In employment, the general aims are not supported by specific measures. The labour offices do not work with the unemployed adequately and the connection between schools and the labour market does not work. The changes towards “privatisation” of employment services and more effective connection between schools and the labour market are absent.
The long-term problem is weak law enforcement and lack of trust in courts. The government suggests creating systemic preconditions for improving the performance of courts and shortening the proceedings and increasing transparency of courts’ decision-making, which should support the elimination of corruption and increase trust in the system. The government proposes to increase the personal responsibility of judges for their personal failures. The failures of judges, however, can have negative impacts on participants in proceedings and other people as well. The proposals comprising related legislative solutions, however, are missing. In the programme statement legislative measures to improve the law enforcement are absent. The proposed changes to distrainment proceedings are a step forward, but other measures towards increasing the possibility to secure law enforcement also via the law are necessary.
Lukáš Štefánik, lawyer at Soukeník – Štrpka: We consider the law enforcement a crucial indicator of a functioning law environment. New civic codes create conditions for simplifying and accelerating court proceedings, which may considerably strengthen the law enforcement in Slovakia, but the legal degree of certainty, the independence of judiciary and prosecution offices are other topics which should not be forgotten.
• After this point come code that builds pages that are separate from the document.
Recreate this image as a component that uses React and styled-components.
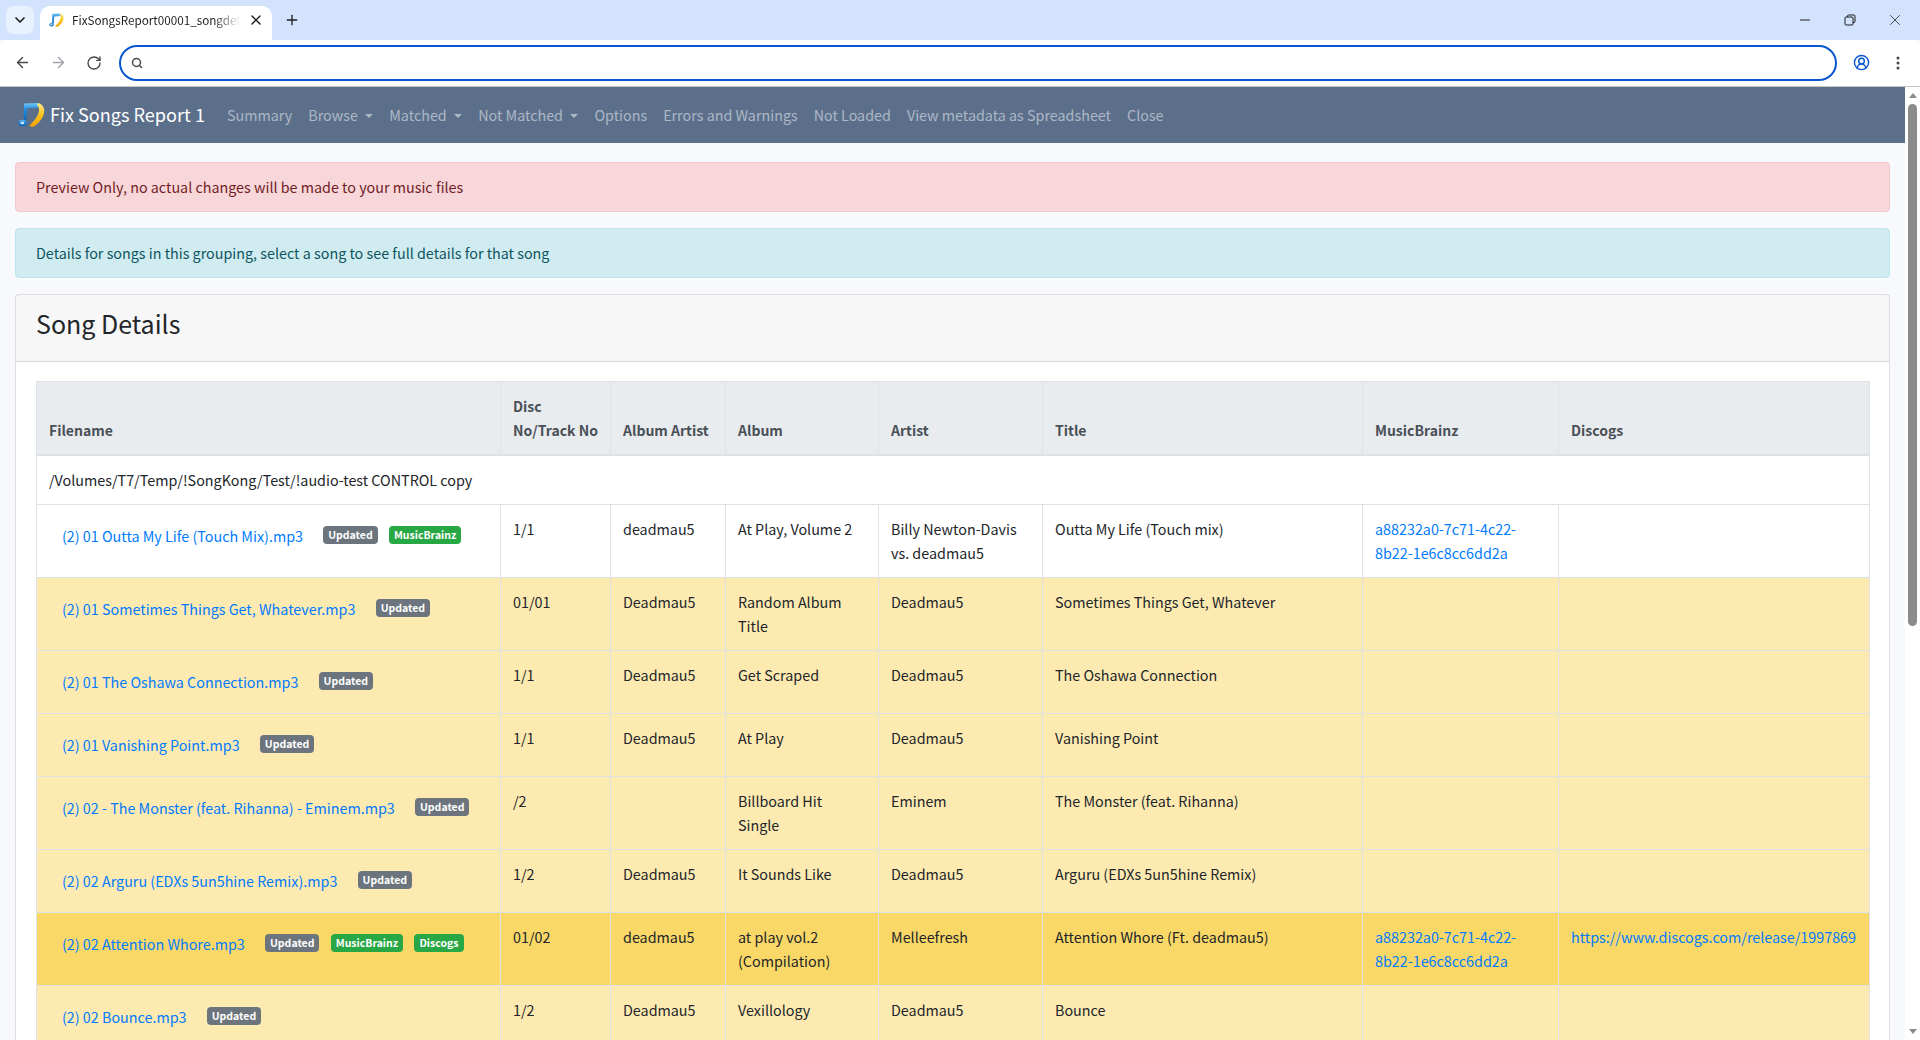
import React from 'react';
import styled, { createGlobalStyle } from 'styled-components';
import { ArrowLeft, ArrowRight, RotateCw, Search, CircleUserRound, Plus, X, ChevronDown } from 'lucide-react';

const FONT = '"Noto Sans CJK JP", "Noto Sans", sans-serif';

const Global = createGlobalStyle`
  html, body { margin: 0; padding: 0; height: 100%; overflow: hidden; }
  body { font-family: ${FONT}; font-size: 14.33px; line-height: 24px; color: #212529; background: #f8f9fc; }
  * { box-sizing: border-box; }
  a { text-decoration: none; color: #007bff; }
`;

const Frame = styled.div`
  height: 100vh;
  display: flex;
  flex-direction: column;
  overflow: hidden;
`;

const TabStrip = styled.div`
  height: 40px;
  flex: none;
  background: #d3e3fd;
  display: flex;
  align-items: flex-end;
  padding-left: 6px;
`;
const TabSearch = styled.div`
  width: 28px;
  height: 28px;
  margin-bottom: 6px;
  border-radius: 8px;
  background: #e8f0fe;
  display: flex;
  align-items: center;
  justify-content: center;
  color: #1f1f1f;
`;
const Tab = styled.div`
  width: 232px;
  height: 34px;
  margin-left: 6px;
  background: #fff;
  border-radius: 10px 10px 0 0;
  display: flex;
  align-items: center;
  padding: 0 8px 6px 9px;
  gap: 8px;
`;
const TabTitle = styled.div`
  flex: 1;
  font-size: 11.7px;
  line-height: 16px;
  color: #1f1f1f;
  white-space: nowrap;
  overflow: hidden;
  -webkit-mask-image: linear-gradient(to right, #000 85%, transparent);
  mask-image: linear-gradient(to right, #000 85%, transparent);
`;
const NewTab = styled.div`
  width: 28px;
  height: 28px;
  margin: 0 0 6px 6px;
  display: flex;
  align-items: center;
  justify-content: center;
  color: #1f1f1f;
`;
const WindowControls = styled.div`
  margin-left: auto;
  align-self: stretch;
  display: flex;
  padding-right: 3px;
`;
const WinButton = styled.div`
  width: 45px;
  height: 40px;
  display: flex;
  align-items: center;
  justify-content: center;
  color: #1f1f1f;
`;

const Toolbar = styled.div`
  height: 47px;
  flex: none;
  background: #fff;
  border-bottom: 1px solid #c7c7c7;
  border-radius: 8px 8px 0 0;
  display: flex;
  align-items: center;
  padding: 0 6px 1px 4px;
`;
const ToolButton = styled.div`
  width: ${p => p.$wide ? 36 : 32}px;
  height: 32px;
  margin-left: ${p => p.$gap || 0}px;
  display: flex;
  align-items: center;
  justify-content: center;
  color: ${p => p.$muted ? '#a0a3a7' : p.$blue ? '#0b57d0' : '#474747'};
`;
const Omnibox = styled.div`
  flex: 1;
  height: 36px;
  margin: 0 8px 0 7px;
  border: 2px solid #0b57d0;
  border-radius: 18px;
  display: flex;
  align-items: center;
  padding-left: 10px;
  color: #474747;
`;

const Viewport = styled.div`
  flex: 1;
  min-height: 0;
  display: flex;
`;
const Page = styled.div`
  flex: 1;
  min-width: 0;
  overflow: hidden;
  background: #f8f9fc;
`;
const Scrollbar = styled.div`
  width: 15px;
  flex: none;
  background: #fff;
  display: flex;
  flex-direction: column;
  align-items: center;
  padding-top: 6px;
`;
const ArrowUp = styled.div`
  width: 0; height: 0;
  border-left: 4px solid transparent;
  border-right: 4px solid transparent;
  border-bottom: 5px solid #8b8b8b;
`;
const ArrowDown = styled.div`
  width: 0; height: 0;
  margin-top: auto;
  margin-bottom: 6px;
  border-left: 4px solid transparent;
  border-right: 4px solid transparent;
  border-top: 5px solid #8b8b8b;
`;
const Thumb = styled.div`
  width: 9px;
  height: 522px;
  margin-top: 6px;
  border-radius: 5px;
  background: #8b8b8b;
`;

const Navbar = styled.nav`
  height: 56px;
  background: #5b6f8b;
  display: flex;
  align-items: center;
  padding: 0 18px;
`;
const Brand = styled.div`
  display: flex;
  align-items: center;
  gap: 5px;
  font-size: 18.1px;
  color: #fff;
  margin-right: 14px;
  padding-bottom: 2px;
  white-space: nowrap;
`;
const NavLink = styled.a`
  padding: 0 8px;
  color: rgba(255, 255, 255, 0.5);
  white-space: nowrap;
  &::after {
    ${p => p.$caret ? `content: ''; display: inline-block; margin-left: 7.4px; vertical-align: 3px;
    border-top: 4.8px solid; border-left: 4.8px solid transparent; border-right: 4.8px solid transparent;` : ''}
  }
`;

const Content = styled.main`
  padding: 19px 15px 0;
`;
const Alert = styled.div`
  padding: 12px 20px;
  margin-bottom: 16px;
  border: 1px solid ${p => p.$tone === 'danger' ? '#f5c6cb' : '#bee5eb'};
  border-radius: 4px;
  color: ${p => p.$tone === 'danger' ? '#721c24' : '#0c5460'};
  background: ${p => p.$tone === 'danger' ? '#f8d7da' : '#d1ecf1'};
`;
const Card = styled.section`
  background: #fff;
  border: 1px solid rgba(0, 0, 0, 0.125);
  border-radius: 4px;
`;
const CardHeader = styled.header`
  padding: 12px 20px;
  background: rgba(0, 0, 0, 0.03);
  border-bottom: 1px solid rgba(0, 0, 0, 0.125);
`;
const Heading = styled.h3`
  margin: 0 0 9.6px;
  font-size: 25px;
  font-weight: 400;
  line-height: 32px;
`;
const CardBody = styled.div`
  padding: 19px 20px 20px;
`;
const Table = styled.table`
  width: 100%;
  table-layout: fixed;
  border-collapse: collapse;
  border: 1px solid #dee2e6;
`;
const Th = styled.th`
  padding: 12px;
  text-align: left;
  vertical-align: bottom;
  font-size: 14px;
  font-weight: 700;
  white-space: nowrap;
  color: #495057;
  background: #e9ecef;
  border: 1px solid #dee2e6;
  border-bottom-width: 2px;
`;
const Row = styled.tr`
  background: ${p => p.$tone === 'strong' ? '#f9d868' : p.$tone === 'light' ? '#fdeab1' : '#fff'};
`;
const Td = styled.td`
  padding: 12px;
  vertical-align: top;
  border: 1px solid #dee2e6;
  overflow-wrap: break-word;
`;
const FileLink = styled.a`
  display: inline-block;
  padding: 7px 13px;
`;
const Badge = styled.span`
  display: inline-block;
  margin: 0 4px;
  padding: 3px 5px;
  font-size: 10.5px;
  font-weight: 700;
  line-height: 12px;
  border-radius: 4px;
  color: #fff;
  vertical-align: 3px;
  background: ${p => p.$green ? '#28a745' : '#6c757d'};
`;

const NoteIcon = ({ width, id }) => (
  <svg width={width} viewBox="0 0 27 25">
    <defs>
      <linearGradient id={`${id}b`} x1="0" y1="0" x2="0" y2="1">
        <stop offset="0" stopColor="#6fc8f5" />
        <stop offset="0.3" stopColor="#2a8fe0" />
        <stop offset="1" stopColor="#0e5fb0" />
      </linearGradient>
      <linearGradient id={`${id}y`} x1="0" y1="0" x2="0" y2="1">
        <stop offset="0" stopColor="#ffe98a" />
        <stop offset="0.5" stopColor="#fcc419" />
        <stop offset="1" stopColor="#f0a000" />
      </linearGradient>
    </defs>
    <path d="M6 1.5 L20 1 L21 5.5 L9.6 6.2 L8.2 20.5 L5.6 20 Z" fill={`url(#${id}b)`} />
    <ellipse cx="4.6" cy="21" rx="4.2" ry="3.3" fill={`url(#${id}b)`} />
    <ellipse cx="4.4" cy="21" rx="2" ry="1.2" fill="#cfe9fb" />
    <path d="M20 1 C25 2 27 7 26 11 C25 17 19 23 15 25 L11 24 C15 20 20 15 21 9 C21.4 6 20.5 4 19 3 Z" fill={`url(#${id}y)`} />
  </svg>
);

const RestoreIcon = () => (
  <svg width="12" height="12" viewBox="0 0 12 12" fill="none" stroke="#1f1f1f" strokeWidth="1">
    <rect x="1" y="3" width="8" height="8" rx="1" />
    <path d="M3.5 3V2a1 1 0 0 1 1-1H10a1 1 0 0 1 1 1v5.5a1 1 0 0 1-1 1H9" />
  </svg>
);
const DotsIcon = () => (
  <svg width="16" height="16" viewBox="0 0 16 16" fill="#474747">
    <circle cx="8" cy="3" r="1.5" /><circle cx="8" cy="8" r="1.5" /><circle cx="8" cy="13" r="1.5" />
  </svg>
);
const MinIcon = () => (
  <svg width="12" height="12" viewBox="0 0 12 12" stroke="#1f1f1f"><path d="M1 6h10" /></svg>
);

const MBID = 'a88232a0-7c71-4c22-8b22-1e6c8cc6dd2a';
const COLS = [464, 110, 115, 153, 164, 320, 196, 311];
const HEAD = ['Filename', <>Disc<br />No/Track No</>, 'Album Artist', 'Album', 'Artist', 'Title', 'MusicBrainz', 'Discogs'];
const ROWS = [
  { tone: '', file: '(2) 01 Outta My Life (Touch Mix).mp3', mb: true, no: '1/1', aa: 'deadmau5', album: 'At Play, Volume 2', artist: 'Billy Newton-Davis vs. deadmau5', title: 'Outta My Life (Touch mix)' },
  { tone: 'light', file: '(2) 01 Sometimes Things Get, Whatever.mp3', no: '01/01', aa: 'Deadmau5', album: 'Random Album Title', artist: 'Deadmau5', title: 'Sometimes Things Get, Whatever' },
  { tone: 'light', file: '(2) 01 The Oshawa Connection.mp3', no: '1/1', aa: 'Deadmau5', album: 'Get Scraped', artist: 'Deadmau5', title: 'The Oshawa Connection' },
  { tone: 'light', file: '(2) 01 Vanishing Point.mp3', no: '1/1', aa: 'Deadmau5', album: 'At Play', artist: 'Deadmau5', title: 'Vanishing Point' },
  { tone: 'light', file: '(2) 02 - The Monster (feat. Rihanna) - Eminem.mp3', no: '/2', aa: '', album: 'Billboard Hit Single', artist: 'Eminem', title: 'The Monster (feat. Rihanna)' },
  { tone: 'light', file: '(2) 02 Arguru (EDXs 5un5hine Remix).mp3', no: '1/2', aa: 'Deadmau5', album: 'It Sounds Like', artist: 'Deadmau5', title: 'Arguru (EDXs 5un5hine Remix)' },
  { tone: 'strong', file: '(2) 02 Attention Whore.mp3', mb: true, dc: true, no: '01/02', aa: 'deadmau5', album: 'at play vol.2 (Compilation)', artist: 'Melleefresh', title: 'Attention Whore (Ft. deadmau5)' },
  { tone: 'light', file: '(2) 02 Bounce.mp3', no: '1/2', aa: 'Deadmau5', album: 'Vexillology', artist: 'Deadmau5', title: 'Bounce' },
];

export default function App() {
  return (
    <Frame>
      <Global />
      <TabStrip>
        <TabSearch><ChevronDown size={16} strokeWidth={2.5} /></TabSearch>
        <Tab>
          <NoteIcon width={15} id="fav" />
          <TabTitle>FixSongsReport00001_songdetails</TabTitle>
          <X size={16} color="#1f1f1f" strokeWidth={2} />
        </Tab>
        <NewTab><Plus size={16} strokeWidth={2} /></NewTab>
        <WindowControls>
          <WinButton><MinIcon /></WinButton>
          <WinButton><RestoreIcon /></WinButton>
          <WinButton><X size={18} strokeWidth={1} /></WinButton>
        </WindowControls>
      </TabStrip>
      <Toolbar>
        <ToolButton $wide><ArrowLeft size={17} strokeWidth={2} /></ToolButton>
        <ToolButton $wide $muted><ArrowRight size={17} strokeWidth={2} /></ToolButton>
        <ToolButton $wide><RotateCw size={16} strokeWidth={2} /></ToolButton>
        <Omnibox><Search size={12} strokeWidth={3} /></Omnibox>
        <ToolButton $blue><CircleUserRound size={17} strokeWidth={2} /></ToolButton>
        <ToolButton $gap={5}><DotsIcon /></ToolButton>
      </Toolbar>
      <Viewport>
        <Page>
          <Navbar>
            <Brand><NoteIcon width={27} id="logo" />Fix Songs Report 1</Brand>
            <NavLink>Summary</NavLink>
            <NavLink $caret>Browse</NavLink>
            <NavLink $caret>Matched</NavLink>
            <NavLink $caret>Not Matched</NavLink>
            <NavLink>Options</NavLink>
            <NavLink>Errors and Warnings</NavLink>
            <NavLink>Not Loaded</NavLink>
            <NavLink>View metadata as Spreadsheet</NavLink>
            <NavLink>Close</NavLink>
          </Navbar>
          <Content>
            <Alert $tone="danger">Preview Only, no actual changes will be made to your music files</Alert>
            <Alert $tone="info">Details for songs in this grouping, select a song to see full details for that song</Alert>
            <Card>
              <CardHeader><Heading>Song Details</Heading></CardHeader>
              <CardBody>
                <Table>
                  <colgroup>{COLS.map((w, i) => <col key={i} style={{ width: w }} />)}</colgroup>
                  <thead>
                    <tr>{HEAD.map((h, i) => <Th key={i}>{h}</Th>)}</tr>
                  </thead>
                  <tbody>
                    <Row><Td colSpan={8}>/Volumes/T7/Temp/!SongKong/Test/!audio-test CONTROL copy</Td></Row>
                    {ROWS.map(r => (
                      <Row key={r.file} $tone={r.tone}>
                        <Td>
                          <FileLink>{r.file}</FileLink>{' '}
                          <Badge>Updated</Badge>{' '}
                          {r.mb && <Badge $green>MusicBrainz</Badge>}{' '}
                          {r.dc && <Badge $green>Discogs</Badge>}
                        </Td>
                        <Td>{r.no}</Td>
                        <Td>{r.aa}</Td>
                        <Td>{r.album}</Td>
                        <Td>{r.artist}</Td>
                        <Td>{r.title}</Td>
                        <Td>{r.mb && <a>{MBID}</a>}</Td>
                        <Td>{r.dc && <a>https://www.discogs.com/release/1997869</a>}</Td>
                      </Row>
                    ))}
                  </tbody>
                </Table>
              </CardBody>
            </Card>
          </Content>
        </Page>
        <Scrollbar>
          <ArrowUp />
          <Thumb />
          <ArrowDown />
        </Scrollbar>
      </Viewport>
    </Frame>
  );
}
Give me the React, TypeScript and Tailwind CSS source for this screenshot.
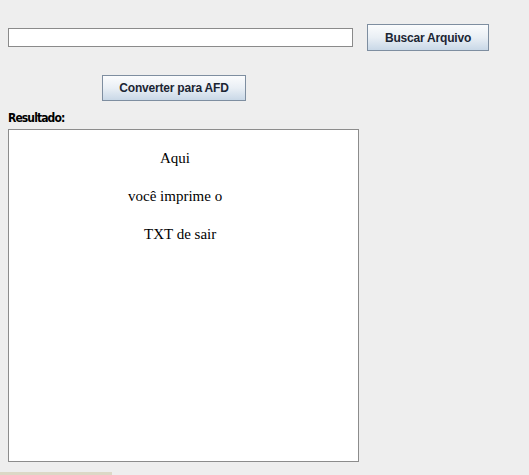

The application practice will require some specific legislative measures. We often encounter cases of falsifying signatures. The current version of the Land Registry Act, for example, enables the entry but also deletion of a lien on property without having a verified signature of the pledger or pledging creditor. The absence of the duty to verity the signature creates room for scammers who may cause damage to the property of the pledger or pledging creditor, as well as their laws and legally protected interests, by falsifying the signature.